There is a longer story going on at the moment, but it’s weaving in and out of other, shorter, stories, building up in the background. It’ll take center stage in time, but not for a while.
I don’t even know where the postcards are, if I even have any left. Maybe they’ll turn up…
Human interest stories…with superheroes (and villains) as a backdrop. Is that what you’re going for in ASTRO CITY? It isn’t just your standard-fare superhero stuff, is it?
The story of Quarrel was amazing! But I’d honestly never heard of Quarrel, Crackerjack or the Chessmen before this issue. How far they go back really doesn’t matter: Because there are so many, maybe too many, heroes in AC for just one city. Maybe this should be a group series? Although, it would would have to be one heck of a big team, right?
But for right now fascinating and amazing human interest stories have got to be enough, as I don’t see things changing anytime soon. Whats with the name Quarrel, anyhow? Is that a kind of bird, or just a fight?
A quarrel, aside from being an argument, is a short arrow or dart fired from a crossbow; they’re what Quarrel fires from her wrist-launcher.
And I don’t see how making ASTRO CITY a group book would change much—we already have multiple groups in the book, from Honor Guard to the First Family to Reflex 6, the Irregulars, the Crossbreed and more. So even if they were all in one team, that’d make for unwieldy meetings, but it wouldn’t change the kind of stories we do. [And the superhero cast isn’t limited to the city—while the Black Rapier was an Honor Guard member, he was New Orleans-based, for instance. MPH is from Detroit, and so on.]
Human interest stories with superheroes as a backdrop? That’s as good a description as any, I suppose!
And now, ZACK:
Anytime we get stories about or featuring some of the “classic” characters (i.e. the major characters who appeared in the first six issues or shortly thereafter) that haven’t been explored, it adds a little something to the stories for me. Like Winged Victory’s arc last year, “The Dimming of the Day” gives us a look at several of the more marquee characters that were established in those first few issues. And of course it takes me back nostalgically to my 12-14 year old self who wondered about all of those characters and when we’d get in-depth stories on the N-Forcer, Silver Agent, the Old Soldier and so on.
But as the first few pages brilliantly show, that was then and this is now.
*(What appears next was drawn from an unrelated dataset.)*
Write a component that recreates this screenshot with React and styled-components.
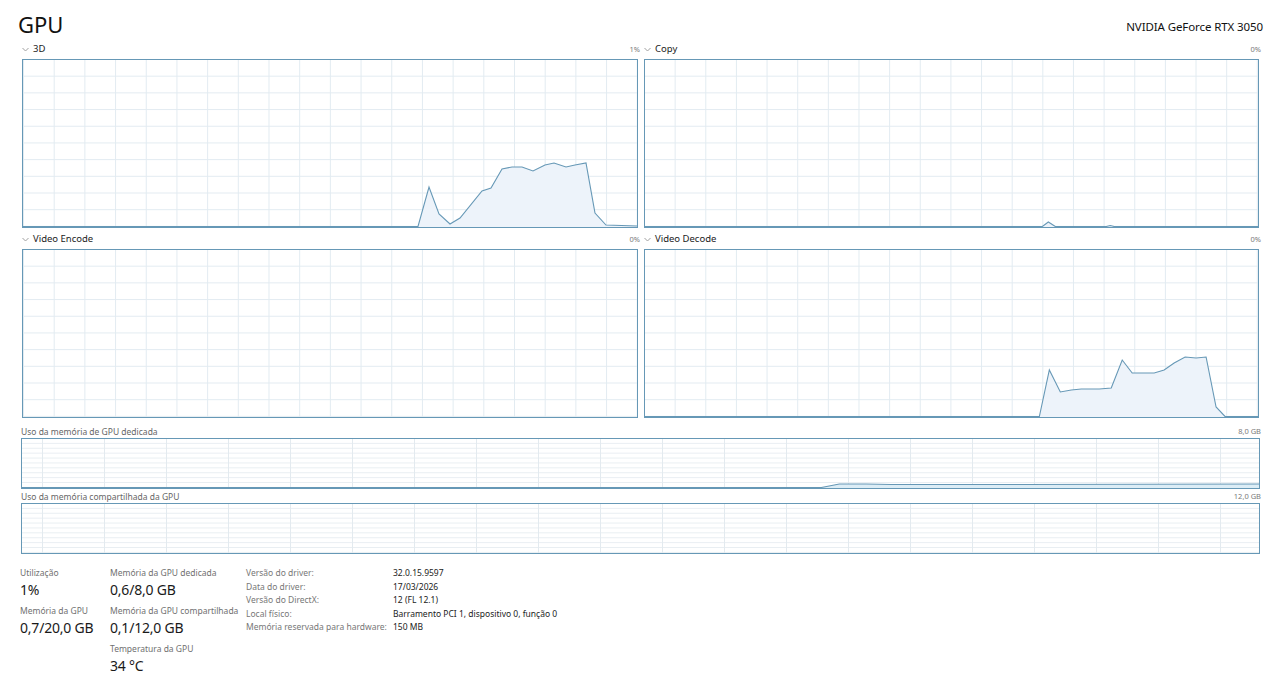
import React from "react"
import styled, { createGlobalStyle } from "styled-components"

const GlobalStyle = createGlobalStyle`
  html, body {
    margin: 0;
    padding: 0;
    background: #fff;
  }
  body {
    font-family: "Noto Sans", "Open Sans", sans-serif;
    color: #1a1a1a;
  }
`

const LINE = "#6698b6"
const FILL = "#edf3fa"
const GRID = "#e2ebf1"

const engines = [
  {
    name: "3D",
    value: "1%",
    points: [[0, 166.5], [395, 166.5], [406, 127], [416, 154], [427, 164], [437, 158], [459, 131], [468, 128], [479, 109], [489, 107], [499, 107], [510, 111], [522, 105], [531, 103], [543, 107], [552, 105], [563, 103], [572, 153], [583, 165], [614, 166]],
    gridOffset: 0,
  },
  {
    name: "Copy",
    value: "0%",
    points: [[0, 166.5], [398, 166.5], [404, 162], [411, 166.5], [462, 166.5], [466, 165.5], [470, 166.5], [614, 166.5]],
    gridOffset: -1,
  },
  {
    name: "Video Encode",
    value: "0%",
    points: [],
    gridOffset: 0,
  },
  {
    name: "Video Decode",
    value: "0%",
    points: [[0, 166.5], [395, 166.5], [405, 120], [416, 142], [427, 140], [437, 139], [455, 139], [467, 138], [478, 110], [488, 123], [510, 123], [520, 120], [530, 113], [541, 107], [552, 108], [562, 107], [572, 157], [581, 166.5], [614, 166.5]],
    gridOffset: -1,
  },
]

const memory = [
  {
    name: "Uso da memória de GPU dedicada",
    value: "8,0 GB",
    points: [[0, 48.5], [800, 48.5], [818, 45], [845, 45], [870, 45.5], [1000, 45.5], [1238, 45]],
  },
  {
    name: "Uso da memória compartilhada da GPU",
    value: "12,0 GB",
    points: [],
  },
]

const stats = [
  [
    { label: "Utilização", value: "1%" },
    { label: "Memória da GPU", value: "0,7/20,0 GB" },
  ],
  [
    { label: "Memória da GPU dedicada", value: "0,6/8,0 GB" },
    { label: "Memória da GPU compartilhada", value: "0,1/12,0 GB" },
    { label: "Temperatura da GPU", value: "34 °C" },
  ],
]

const details = [
  ["Versão do driver:", "32.0.15.9597"],
  ["Data do driver:", "17/03/2026"],
  ["Versão do DirectX:", "12 (FL 12.1)"],
  ["Local físico:", "Barramento PCI 1, dispositivo 0, função 0"],
  ["Memória reservada para hardware:", "150 MB"],
]

const Chevron = () => (
  <svg width="7" height="5" viewBox="0 0 7 5">
    <path d="M0.5 1 L3.5 4 L6.5 1" fill="none" stroke="#a0a0a0" strokeWidth="1" />
  </svg>
)

const Chart = ({ points, w, h, fill = FILL }) => {
  if (!points.length) return null
  const line = points.map(p => p.join(",")).join(" ")
  const area = `0,${h} ${line} ${w},${h}`
  return (
    <svg width="100%" height="100%" viewBox={`0 0 ${w} ${h}`} preserveAspectRatio="none">
      <polygon points={area} fill={fill} />
      <polyline points={line} fill="none" stroke={LINE} strokeWidth="1.1" />
    </svg>
  )
}

const App = () => (
  <Page>
    <GlobalStyle />
    <Header>
      <Title>GPU</Title>
      <Device>NVIDIA GeForce RTX 3050</Device>
    </Header>

    <Engines>
      {engines.map(e => (
        <Engine key={e.name}>
          <EngineHead>
            <EngineName><Chevron />{e.name}</EngineName>
            <Small>{e.value}</Small>
          </EngineHead>
          <Graph cols={20} rows={10} offset={e.gridOffset}>
            <Chart points={e.points} w={614} h={167} />
          </Graph>
        </Engine>
      ))}
    </Engines>

    {memory.map((m, i) => (
      <Memory key={m.name} first={i === 0}>
        <MemoryHead>
          <MemoryName>{m.name}</MemoryName>
          <Small>{m.value}</Small>
        </MemoryHead>
        <MemGraph>
          <Chart points={m.points} w={1238} h={49} fill="#dcedf6" />
        </MemGraph>
      </Memory>
    ))}

    <Footer>
      {stats.map((col, i) => (
        <StatCol key={i} wide={i === 1}>
          {col.map(s => (
            <Stat key={s.label}>
              <StatLabel>{s.label}</StatLabel>
              <StatValue>{s.value}</StatValue>
            </Stat>
          ))}
        </StatCol>
      ))}
      <Details>
        {details.map(([k, v]) => (
          <React.Fragment key={k}>
            <DetailKey>{k}</DetailKey>
            <DetailValue>{v}</DetailValue>
          </React.Fragment>
        ))}
      </Details>
    </Footer>
  </Page>
)

export default App

const Page = styled.div`
  width: 1280px;
  height: 677px;
  box-sizing: border-box;
  padding: 0 20px 0 21px;
  overflow: hidden;
`
const Header = styled.div`
  height: 38px;
  display: flex;
  justify-content: space-between;
  align-items: flex-start;
`
const Title = styled.div`
  margin-top: 9px;
  margin-left: -3px;
  font-size: 22px;
  line-height: 30px;
  color: #111;
`
const Device = styled.div`
  margin-top: 19px;
  margin-right: -3px;
  font-size: 11.5px;
  line-height: 16px;
  letter-spacing: -0.1px;
  color: #111;
`
const Engines = styled.div`
  display: grid;
  grid-template-columns: 616px 615px;
  column-gap: 6px;
  margin-left: 1px;
`
const Engine = styled.div`
  display: flex;
  flex-direction: column;
`
const EngineHead = styled.div`
  height: 21px;
  display: flex;
  justify-content: space-between;
  align-items: center;
  margin-right: -2px;
`
const EngineName = styled.div`
  display: flex;
  align-items: center;
  gap: 4px;
  font-size: 9.5px;
  color: #222;
  svg { margin-top: 1px; }
`
const Small = styled.div`
  font-size: 7.5px;
  color: #7a7a7a;
`
const Graph = styled.div`
  height: 169px;
  box-sizing: border-box;
  border: 1px solid ${LINE};
  background-color: #fff;
  background-image:
    linear-gradient(to right, ${GRID} 1px, transparent 1px),
    linear-gradient(to bottom, ${GRID} 1px, transparent 1px);
  background-size: ${p => 100 / p.cols}% ${p => 100 / p.rows}%;
  background-position: ${p => p.offset}px -1px;
  svg { display: block; }
`
const Memory = styled.div`
  margin-top: ${p => (p.first ? "6px" : "0")};
`
const MemoryHead = styled.div`
  height: 14px;
  display: flex;
  justify-content: space-between;
  align-items: center;
  margin-right: -1px;
`
const MemoryName = styled.div`
  font-size: 8.5px;
  color: #666;
`
const MemGraph = styled.div`
  height: 51px;
  box-sizing: border-box;
  border: 1px solid ${LINE};
  background-image:
    linear-gradient(to right, #e3eaef 1px, transparent 1px),
    linear-gradient(to bottom, #e9eef2 1px, transparent 1px);
  background-size: 62px 10%;
  background-position: 20px -1px;
  svg { display: block; }
`
const Footer = styled.div`
  display: flex;
  margin-top: 12px;
  margin-left: -1px;
`
const StatCol = styled.div`
  width: ${p => (p.wide ? "136px" : "90px")};
  display: flex;
  flex-direction: column;
`
const Stat = styled.div`
  height: 38px;
`
const StatLabel = styled.div`
  font-size: 8.5px;
  line-height: 13px;
  color: #707070;
`
const StatValue = styled.div`
  font-size: 14px;
  line-height: 22px;
  letter-spacing: -0.2px;
  color: #1a1a1a;
`
const Details = styled.div`
  display: grid;
  grid-template-columns: 147px auto;
  grid-auto-rows: 13.5px;
  align-items: center;
  font-size: 8.5px;
`
const DetailKey = styled.div`
  color: #777;
`
const DetailValue = styled.div`
  color: #222;
`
The Black Rapier is retiring. Noah is gone and the Crossbreed is no more. Butler’s has been closed down. Even though much of the older guard is still around, newer more modern heroes are stepping onto the scene. Heck even Roscoe James and Brian Kinney are in their early 30s!
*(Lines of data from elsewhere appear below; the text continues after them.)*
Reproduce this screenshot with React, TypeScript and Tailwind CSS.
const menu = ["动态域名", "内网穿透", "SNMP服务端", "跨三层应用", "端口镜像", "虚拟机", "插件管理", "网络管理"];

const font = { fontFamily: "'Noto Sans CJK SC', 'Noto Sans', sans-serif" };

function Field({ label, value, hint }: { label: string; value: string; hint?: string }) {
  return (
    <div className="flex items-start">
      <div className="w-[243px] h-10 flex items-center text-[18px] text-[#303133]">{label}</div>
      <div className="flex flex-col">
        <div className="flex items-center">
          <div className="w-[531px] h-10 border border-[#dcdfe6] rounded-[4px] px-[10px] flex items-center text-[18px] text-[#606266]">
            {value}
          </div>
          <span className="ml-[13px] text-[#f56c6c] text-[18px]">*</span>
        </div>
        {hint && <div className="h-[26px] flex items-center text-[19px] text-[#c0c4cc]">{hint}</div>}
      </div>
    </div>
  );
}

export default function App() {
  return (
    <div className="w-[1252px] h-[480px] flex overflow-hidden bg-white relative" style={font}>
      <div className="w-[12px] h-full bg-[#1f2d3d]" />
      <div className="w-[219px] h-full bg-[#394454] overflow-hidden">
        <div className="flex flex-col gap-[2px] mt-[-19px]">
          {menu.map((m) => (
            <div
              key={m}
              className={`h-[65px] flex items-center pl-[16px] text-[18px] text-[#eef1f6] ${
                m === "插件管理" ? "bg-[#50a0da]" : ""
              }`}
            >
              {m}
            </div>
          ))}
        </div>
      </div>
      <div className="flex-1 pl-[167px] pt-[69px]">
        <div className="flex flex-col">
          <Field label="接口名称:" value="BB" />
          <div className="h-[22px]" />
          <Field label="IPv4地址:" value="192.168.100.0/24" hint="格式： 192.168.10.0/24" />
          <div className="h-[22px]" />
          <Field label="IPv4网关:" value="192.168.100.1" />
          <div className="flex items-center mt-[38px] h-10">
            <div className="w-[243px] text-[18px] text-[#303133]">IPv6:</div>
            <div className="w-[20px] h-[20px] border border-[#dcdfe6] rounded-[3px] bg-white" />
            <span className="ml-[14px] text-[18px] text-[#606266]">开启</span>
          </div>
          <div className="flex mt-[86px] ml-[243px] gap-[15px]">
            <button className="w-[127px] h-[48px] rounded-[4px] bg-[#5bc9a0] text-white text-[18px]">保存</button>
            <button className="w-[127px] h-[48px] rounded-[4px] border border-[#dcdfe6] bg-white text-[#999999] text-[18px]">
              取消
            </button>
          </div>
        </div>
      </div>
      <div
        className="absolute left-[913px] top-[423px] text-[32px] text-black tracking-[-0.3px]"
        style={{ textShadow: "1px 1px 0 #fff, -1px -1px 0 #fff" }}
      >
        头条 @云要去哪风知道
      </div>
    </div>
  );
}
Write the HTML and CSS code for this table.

All of this is a great lead-in to two aging acrobatic heroes who are in the twilight of their careers. I love Quarrel’s reflective nature and what’s still ahead of her, if anything, and Crackerjack’s macho denial. While it would have been nice getting their story 15 years or so ago, I think this setup lets us see another wonderful perspective that isn’t touched upon too often in super hero tales.
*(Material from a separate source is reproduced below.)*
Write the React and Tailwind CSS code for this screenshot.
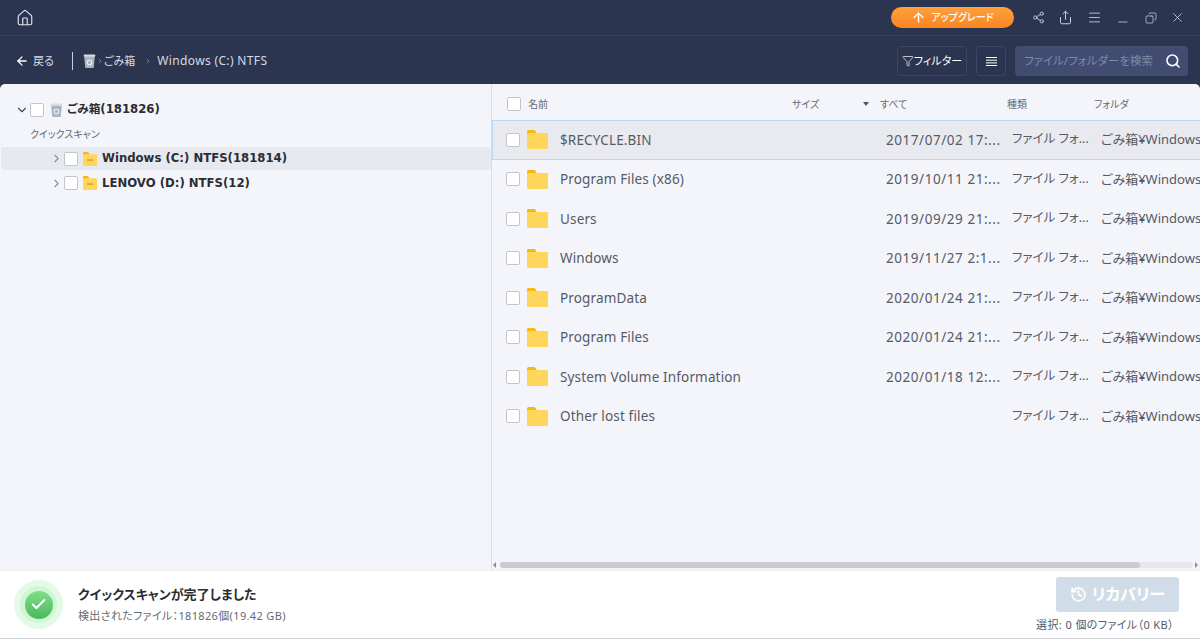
import { ArrowLeft, ArrowUp, ChevronDown, ChevronRight, Copy, Check, Filter, History, Home, Menu, Minus, Search, Share, Share2, X } from 'lucide-react';

const rows = [
  ['$RECYCLE.BIN', '2017/07/02 17:...'],
  ['Program Files (x86)', '2019/10/11 21:...'],
  ['Users', '2019/09/29 21:...'],
  ['Windows', '2019/11/27 2:1...'],
  ['ProgramData', '2020/01/24 21:...'],
  ['Program Files', '2020/01/24 21:...'],
  ['System Volume Information', '2020/01/18 12:...'],
  ['Other lost files', ''],
];

function Box({ className = '' }) {
  return <span className={`block w-[14px] h-[14px] shrink-0 bg-white border border-[#c3c5ca] rounded-[2px] ${className}`} />;
}

function Folder({ minus, w = 21, h = 19 }) {
  return (
    <svg width={w} height={h} viewBox="0 0 22 19" preserveAspectRatio="none" className="shrink-0 block">
      <path d="M0 1.5A1.5 1.5 0 0 1 1.5 0H8l2 2.5V6H0z" fill="#f5b914" />
      <rect x="0" y="3" width="22" height="16" rx="1" fill="#ffd65c" />
      {minus && <rect x="6" y="10" width="10" height="1.8" fill="#d99a10" />}
    </svg>
  );
}

function Bin({ size = 14 }) {
  return (
    <svg width={size} height={size * 1.1} viewBox="0 0 14 16" className="shrink-0 block">
      <path d="M1 2.5h12l-1.2 12.2a1.2 1.2 0 0 1-1.2 1H3.4a1.2 1.2 0 0 1-1.2-1z" fill="#a9b5c2" />
      <rect x="0.5" y="0.5" width="13" height="2.6" rx="1.2" fill="#d7dde4" />
      <circle cx="7" cy="9.5" r="2.6" fill="none" stroke="#eef1f5" strokeWidth="1.2" />
    </svg>
  );
}

export default function App() {
  return (
    <div className="w-[1200px] h-[639px] overflow-hidden flex flex-col bg-[#2b354f] [font-feature-settings:'palt'] font-['Noto_Sans','Noto_Sans_CJK_JP',sans-serif]">
      {/* Title bar */}
      <div className="h-[36px] shrink-0 flex items-center border-b border-[#343e58] pl-[16px] pr-[15px]">
        <Home size={18} strokeWidth={1.5} className="text-[#e6e8ee]" />
        <div className="ml-auto flex items-center">
          <button className="w-[123px] h-[21px] rounded-full bg-gradient-to-b from-[#ffa13c] to-[#fa8420] flex items-center justify-center gap-[5px] text-white text-[10px] font-medium">
            <ArrowUp size={15} strokeWidth={2.2} />
            アップグレード
          </button>
          <Share2 size={13} strokeWidth={1.5} className="ml-[18px] text-[#d5d9e2]" />
          <Share size={15} strokeWidth={1.5} className="ml-[13px] text-[#d5d9e2]" />
          <Menu size={15} strokeWidth={1.3} className="ml-[14px] text-[#d5d9e2]" />
          <Minus size={14} strokeWidth={1.3} className="ml-[14px] mt-[8px] text-[#d5d9e2]" />
          <Copy size={12} strokeWidth={1.4} className="ml-[15px] -scale-x-100 text-[#d5d9e2]" />
          <X size={15} strokeWidth={1.3} className="ml-[13px] text-[#d5d9e2]" />
        </div>
      </div>

      {/* Toolbar */}
      <div className="h-[48px] shrink-0 flex items-center pt-[2px] pl-[15px] pr-[12px] text-[#d6dae3] text-[11px]">
        <ArrowLeft size={14} strokeWidth={2.2} className="text-white" />
        <span className="ml-[4px]">戻る</span>
        <span className="ml-[18px] w-px h-[18px] bg-[#c9ced8]" />
        <span className="ml-[10px]"><Bin size={13} /></span>
        <ChevronRight size={8} className="text-[#8f97a9]" />
        <span>ごみ箱</span>
        <ChevronRight size={8} className="ml-[9px] text-[#8f97a9]" />
        <span className="ml-[5px] text-[12px] tracking-[0.35px]">Windows (C:) NTFS</span>
        <button className="ml-auto w-[70px] h-[30px] border border-[#3c4763] rounded-[4px] flex items-center justify-center text-white text-[11px]">
          <Filter size={12} strokeWidth={1.4} />
          フィルター
        </button>
        <button className="ml-[9px] w-[30px] h-[30px] border border-[#3c4763] rounded-[4px] flex items-center justify-center text-white">
          <svg width="11" height="9" viewBox="0 0 11 9" stroke="currentColor" strokeWidth="1"><path d="M0 .5h11M0 3.2h11M0 5.9h11M0 8.5h11" /></svg>
        </button>
        <div className="ml-[9px] w-[173px] h-[30px] bg-[#414d70] rounded-[4px] flex items-center pl-[9px] pr-[7px] text-[#7f8aa8] text-[11.5px] whitespace-nowrap">
          ファイル/フォルダーを検索
          <Search size={16} strokeWidth={2.4} className="ml-auto text-white" />
        </div>
      </div>

      {/* Main panel */}
      <div className="h-[486px] shrink-0 flex bg-[#f4f5fa] rounded-t-[5px] overflow-hidden">
        {/* Tree */}
        <div className="w-[492px] shrink-0 border-r border-[#dcdee4] pt-[16px] pl-[1px]">
          <div className="h-[20px] flex items-center pl-[14px]">
            <ChevronDown size={14} strokeWidth={2} className="text-[#444b57]" />
            <Box className="ml-[1px]" />
            <span className="ml-[6px]"><Bin size={13} /></span>
            <span className="ml-[4px] text-[11.7px] font-bold text-[#2a2d33] font-['DejaVu_Sans','Noto_Sans_CJK_JP',sans-serif]">ごみ箱(181826)</span>
          </div>
          <div className="mt-[5px] h-[18px] pl-[29px] text-[10px] leading-[18px] text-[#666b74]">クイックスキャン</div>
          <div className="mt-[4px] h-[23px] bg-[#e7e9f1] rounded-[3px] flex items-center pl-[49px]">
            <ChevronRight size={13} className="text-[#8b8e95]" />
            <Box className="ml-[1px]" />
            <span className="ml-[5px]"><Folder minus w={14} h={14} /></span>
            <span className="ml-[5px] mt-[1px] text-[11.7px] font-bold text-[#2a2d33] font-['DejaVu_Sans','Noto_Sans_CJK_JP',sans-serif]">Windows (C:) NTFS(181814)</span>
          </div>
          <div className="mt-[1px] h-[24px] flex items-center pl-[49px]">
            <ChevronRight size={13} className="text-[#8b8e95]" />
            <Box className="ml-[1px]" />
            <span className="ml-[5px]"><Folder minus w={14} h={14} /></span>
            <span className="ml-[5px] mt-[1px] text-[11.7px] font-bold text-[#2a2d33] font-['DejaVu_Sans','Noto_Sans_CJK_JP',sans-serif]">LENOVO (D:) NTFS(12)</span>
          </div>
        </div>

        {/* File list */}
        <div className="flex-1 min-w-0 flex flex-col">
          <div className="h-[36px] shrink-0 flex items-center pt-[4px] text-[10px] text-[#666b74]">
            <Box className="ml-[15px]" />
            <span className="ml-[7px] w-[264px]">名前</span>
            <span className="w-[71px]">サイズ</span>
            <span className="w-0 h-0 border-x-[3.5px] border-x-transparent border-t-[4px] border-t-[#4a5368]" />
            <span className="ml-[11px] w-[127px]">すべて</span>
            <span className="w-[87px]">種類</span>
            <span>フォルダ</span>
          </div>
          {rows.map(([name, date], i) => (
            <div
              key={name}
              className={`h-[39.5px] shrink-0 flex items-center text-[13.5px] text-[#555a66] whitespace-nowrap overflow-hidden ${i === 0 ? 'bg-[#e9eaef] border-y border-l border-[#b5d8f7]' : ''}`}
            >
              <Box className={i === 0 ? 'ml-[13px]' : 'ml-[14px]'} />
              <span className="ml-[7px]"><Folder /></span>
              <span className="ml-[12px] w-[326px] shrink-0 tracking-[0.15px]">{name}</span>
              <span className="w-[126px] shrink-0 tracking-[0.55px]">{date}</span>
              <span className="w-[89px] shrink-0 text-[12.5px]">ファイル フォ...</span>
              <span className="shrink-0 text-[13px]">ごみ箱¥Windows</span>
            </div>
          ))}
          {/* Horizontal scrollbar */}
          <div className="mt-auto mb-[2px] h-[6px] shrink-0 flex items-center">
            <span className="ml-[1px] w-0 h-0 border-y-[3px] border-y-transparent border-r-[3px] border-r-[#8b8e95]" />
            <div className="ml-[4px] flex-1 h-[6px] bg-[#e6e7ec] rounded-full">
              <div className="w-[640px] h-[6px] bg-[#c9cbd0] rounded-full" />
            </div>
            <span className="ml-[2px] mr-[2px] w-0 h-0 border-y-[3px] border-y-transparent border-l-[3px] border-l-[#8b8e95]" />
          </div>
        </div>
      </div>

      {/* Footer */}
      <div className="flex-1 bg-white border-t border-[#eceded] border-b border-b-[#cfd0d3] flex items-center pl-[14px] pr-[20px]">
        <div className="w-[49px] h-[49px] rounded-full bg-[#e3fbe6] flex items-center justify-center">
          <div className="w-[37px] h-[37px] rounded-full bg-[#d0f6d5] flex items-center justify-center">
            <div className="w-[28px] h-[28px] rounded-full bg-gradient-to-b from-[#7fe08a] to-[#49b85c] flex items-center justify-center">
              <Check size={17} strokeWidth={3} className="text-white" />
            </div>
          </div>
        </div>
        <div className="ml-[15px]">
          <div className="-mt-[1px] text-[13px] font-bold text-[#2a2d33] leading-[20px]">クイックスキャンが完了しました</div>
          <div className="mt-[4px] text-[11px] text-[#666b74] leading-[16px] tracking-[0.35px]">検出されたファイル：181826個(19.42 GB)</div>
        </div>
        <div className="ml-auto flex flex-col items-end">
          <button className="mr-[1px] w-[123px] h-[35px] bg-[#d0dde9] rounded-[3px] flex items-center justify-center gap-[5px] text-white text-[16px] font-bold">
            <History size={17} strokeWidth={2.4} />
            リカバリー
          </button>
          <div className="mt-[5px] mr-[6px] text-[11px] text-[#555a66] leading-[16px] tracking-[0.4px]">選択: 0 個のファイル（0 KB）</div>
        </div>
      </div>
    </div>
  );
}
Yeah, if I’d told the story earlier, you’d have gotten Quarrel’s origin, but it’d have gone in some other direction, in terms of what she was dealing with in the present day. All in all, I think it worked out pretty well—her beginnings contrasted with their jointly facing a possible ending gave the story a nice structure and interesting material to deal with.
Very glad you liked it.
Next up, STEVEN:
Well, it’s early Christmas morning, a horrible chest cold has me coughing my lungs out, and I can’t sleep—but at least I can catch up on some issues of AC and online lettercolumns! I’ll try to keep my feedback brief for once.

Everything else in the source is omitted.